Dataset content:

[Begin]

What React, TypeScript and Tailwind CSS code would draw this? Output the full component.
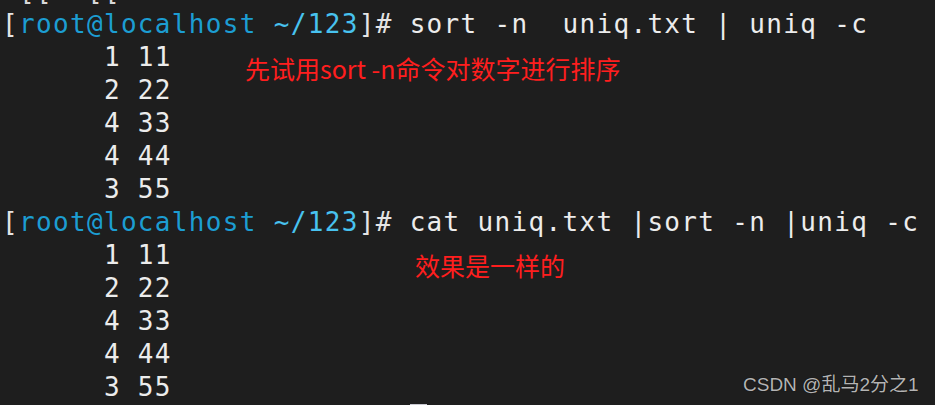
import React from "react";

const Prompt = () => (
  <>
    <span className="text-[#e4e4e4]">[</span>
    <span className="text-[#1c9dd2]">root@localhost</span>{" "}
    <span className="text-[#48c2ef]">~/123</span>
    <span className="text-[#e4e4e4]">]# </span>
  </>
);

const output = ["      1 11", "      2 22", "      4 33", "      4 44", "      3 55"];

const App = () => {
  return (
    <div className="relative w-[935px] h-[405px] overflow-hidden bg-[#1e1e1e]">
      {/* terminal buffer */}
      <div className="-mt-[25px] pl-[2px] font-['DejaVu_Sans_Mono',monospace] text-[26px] leading-[33px] tracking-[1.33px] whitespace-pre text-[#ececec]">
        <div className="text-[#d8d8d8]"> [[  [[</div>
        <div>
          <Prompt />
          sort -n  uniq.txt | uniq -c
        </div>
        {output.map((line, i) => (
          <div key={"a" + i}>{line}</div>
        ))}
        <div>
          <Prompt />
          cat uniq.txt |sort -n |uniq -c
        </div>
        {output.map((line, i) => (
          <div key={"b" + i}>{line}</div>
        ))}
        <div className="flex">
          <span className="text-transparent">
            <Prompt />
          </span>
          <span className="inline-block w-[17px] h-[33px] bg-[#c8c8d0]" />
        </div>
      </div>

      {/* annotations */}
      <div className="absolute left-[245px] top-[52px] font-['Noto_Sans_CJK_SC',sans-serif] text-[25px] leading-[33px] text-[#ff1e1e]">
        先试用sort -n命令对数字进行排序
      </div>
      <div className="absolute left-[415px] top-[249px] font-['Noto_Sans_CJK_SC',sans-serif] text-[25px] leading-[33px] text-[#ff1e1e]">
        效果是一样的
      </div>
      <div className="absolute left-[743px] top-[372px] font-['Liberation_Sans','Noto_Sans_CJK_SC',sans-serif] text-[19px] leading-[26px] text-[#b4b4b4] [text-shadow:0_0_1px_#000]">
        CSDN @乱马2分之1
      </div>
    </div>
  );
};

export default App;
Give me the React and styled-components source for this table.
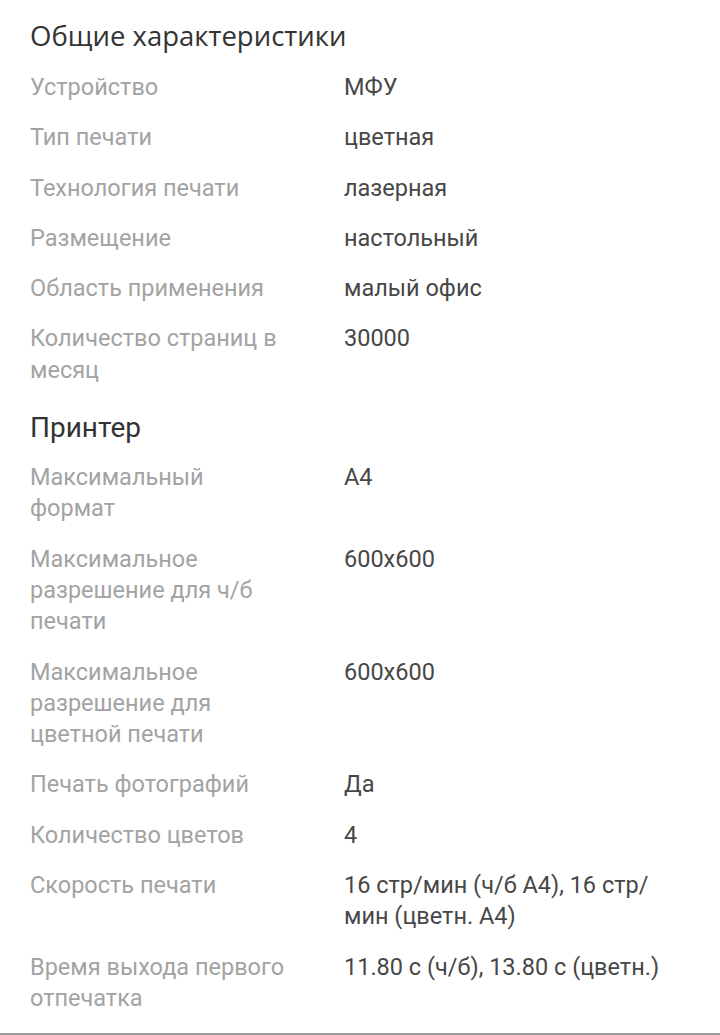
import React from "react";
import styled, { createGlobalStyle } from "styled-components";

const Global = createGlobalStyle`
  html, body { margin: 0; padding: 0; background: #fff; }
  body { font-family: Roboto, "Noto Sans", sans-serif; -webkit-font-smoothing: antialiased; }
`;

const Page = styled.div`
  box-sizing: border-box;
  height: 1035px;
  padding: 17px 30px 0 30px;
  background: #fff;
  border-bottom: 2px solid #9c9c9c;
  overflow: hidden;
`;

const Section = styled.section`
  display: flex;
  flex-direction: column;
  & + & { margin-top: 23px; }
`;

const Title = styled.h2`
  margin: 0 0 ${(p) => (p.$alt ? "15px" : "17px")} 0;
  font-family: ${(p) => (p.$alt ? "Roboto" : '"Open Sans"')}, sans-serif;
  font-weight: 400;
  font-size: ${(p) => (p.$alt ? "28px" : "27.5px")};
  line-height: 38px;
  color: #333;
`;

const List = styled.dl`
  margin: 0;
  display: grid;
  grid-template-columns: 314px 1fr;
  row-gap: 19px;
`;

const Label = styled.dt`
  margin: 0;
  font-size: 23.5px;
  line-height: 31.3px;
  color: #a3a3a3;
  white-space: pre-line;
`;

const Value = styled.dd`
  margin: 0;
  font-size: 23.5px;
  line-height: 31.3px;
  color: #474747;
  white-space: pre-line;
`;

const sections = [
  {
    title: "Общие характеристики",
    rows: [
      ["Устройство", "МФУ"],
      ["Тип печати", "цветная"],
      ["Технология печати", "лазерная"],
      ["Размещение", "настольный"],
      ["Область применения", "малый офис"],
      ["Количество страниц в\nмесяц", "30000"],
    ],
  },
  {
    title: "Принтер",
    alt: true,
    rows: [
      ["Максимальный\nформат", "A4"],
      ["Максимальное\nразрешение для ч/б\nпечати", "600x600"],
      ["Максимальное\nразрешение для\nцветной печати", "600x600"],
      ["Печать фотографий", "Да"],
      ["Количество цветов", "4"],
      ["Скорость печати", "16 стр/мин (ч/б А4), 16 стр/\nмин (цветн. А4)"],
      ["Время выхода первого\nотпечатка", "11.80 с (ч/б), 13.80 с (цветн.)"],
    ],
  },
];

export default function App() {
  return (
    <>
      <Global />
      <Page>
        {sections.map((s) => (
          <Section key={s.title}>
            <Title $alt={s.alt}>{s.title}</Title>
            <List>
              {s.rows.map(([l, v]) => (
                <React.Fragment key={l}>
                  <Label>{l}</Label>
                  <Value>{v}</Value>
                </React.Fragment>
              ))}
            </List>
          </Section>
        ))}
      </Page>
    </>
  );
}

[End]

Problem details:
Please write out all the data again word for word, but not the pictures.

Solution to the exercise:
What React, TypeScript and Tailwind CSS code would draw this? Output the full component.
import React from "react";

const Prompt = () => (
  <>
    <span className="text-[#e4e4e4]">[</span>
    <span className="text-[#1c9dd2]">root@localhost</span>{" "}
    <span className="text-[#48c2ef]">~/123</span>
    <span className="text-[#e4e4e4]">]# </span>
  </>
);

const output = ["      1 11", "      2 22", "      4 33", "      4 44", "      3 55"];

const App = () => {
  return (
    <div className="relative w-[935px] h-[405px] overflow-hidden bg-[#1e1e1e]">
      {/* terminal buffer */}
      <div className="-mt-[25px] pl-[2px] font-['DejaVu_Sans_Mono',monospace] text-[26px] leading-[33px] tracking-[1.33px] whitespace-pre text-[#ececec]">
        <div className="text-[#d8d8d8]"> [[  [[</div>
        <div>
          <Prompt />
          sort -n  uniq.txt | uniq -c
        </div>
        {output.map((line, i) => (
          <div key={"a" + i}>{line}</div>
        ))}
        <div>
          <Prompt />
          cat uniq.txt |sort -n |uniq -c
        </div>
        {output.map((line, i) => (
          <div key={"b" + i}>{line}</div>
        ))}
        <div className="flex">
          <span className="text-transparent">
            <Prompt />
          </span>
          <span className="inline-block w-[17px] h-[33px] bg-[#c8c8d0]" />
        </div>
      </div>

      {/* annotations */}
      <div className="absolute left-[245px] top-[52px] font-['Noto_Sans_CJK_SC',sans-serif] text-[25px] leading-[33px] text-[#ff1e1e]">
        先试用sort -n命令对数字进行排序
      </div>
      <div className="absolute left-[415px] top-[249px] font-['Noto_Sans_CJK_SC',sans-serif] text-[25px] leading-[33px] text-[#ff1e1e]">
        效果是一样的
      </div>
      <div className="absolute left-[743px] top-[372px] font-['Liberation_Sans','Noto_Sans_CJK_SC',sans-serif] text-[19px] leading-[26px] text-[#b4b4b4] [text-shadow:0_0_1px_#000]">
        CSDN @乱马2分之1
      </div>
    </div>
  );
};

export default App;
Give me the React and styled-components source for this table.
import React from "react";
import styled, { createGlobalStyle } from "styled-components";

const Global = createGlobalStyle`
  html, body { margin: 0; padding: 0; background: #fff; }
  body { font-family: Roboto, "Noto Sans", sans-serif; -webkit-font-smoothing: antialiased; }
`;

const Page = styled.div`
  box-sizing: border-box;
  height: 1035px;
  padding: 17px 30px 0 30px;
  background: #fff;
  border-bottom: 2px solid #9c9c9c;
  overflow: hidden;
`;

const Section = styled.section`
  display: flex;
  flex-direction: column;
  & + & { margin-top: 23px; }
`;

const Title = styled.h2`
  margin: 0 0 ${(p) => (p.$alt ? "15px" : "17px")} 0;
  font-family: ${(p) => (p.$alt ? "Roboto" : '"Open Sans"')}, sans-serif;
  font-weight: 400;
  font-size: ${(p) => (p.$alt ? "28px" : "27.5px")};
  line-height: 38px;
  color: #333;
`;

const List = styled.dl`
  margin: 0;
  display: grid;
  grid-template-columns: 314px 1fr;
  row-gap: 19px;
`;

const Label = styled.dt`
  margin: 0;
  font-size: 23.5px;
  line-height: 31.3px;
  color: #a3a3a3;
  white-space: pre-line;
`;

const Value = styled.dd`
  margin: 0;
  font-size: 23.5px;
  line-height: 31.3px;
  color: #474747;
  white-space: pre-line;
`;

const sections = [
  {
    title: "Общие характеристики",
    rows: [
      ["Устройство", "МФУ"],
      ["Тип печати", "цветная"],
      ["Технология печати", "лазерная"],
      ["Размещение", "настольный"],
      ["Область применения", "малый офис"],
      ["Количество страниц в\nмесяц", "30000"],
    ],
  },
  {
    title: "Принтер",
    alt: true,
    rows: [
      ["Максимальный\nформат", "A4"],
      ["Максимальное\nразрешение для ч/б\nпечати", "600x600"],
      ["Максимальное\nразрешение для\nцветной печати", "600x600"],
      ["Печать фотографий", "Да"],
      ["Количество цветов", "4"],
      ["Скорость печати", "16 стр/мин (ч/б А4), 16 стр/\nмин (цветн. А4)"],
      ["Время выхода первого\nотпечатка", "11.80 с (ч/б), 13.80 с (цветн.)"],
    ],
  },
];

export default function App() {
  return (
    <>
      <Global />
      <Page>
        {sections.map((s) => (
          <Section key={s.title}>
            <Title $alt={s.alt}>{s.title}</Title>
            <List>
              {s.rows.map(([l, v]) => (
                <React.Fragment key={l}>
                  <Label>{l}</Label>
                  <Value>{v}</Value>
                </React.Fragment>
              ))}
            </List>
          </Section>
        ))}
      </Page>
    </>
  );
}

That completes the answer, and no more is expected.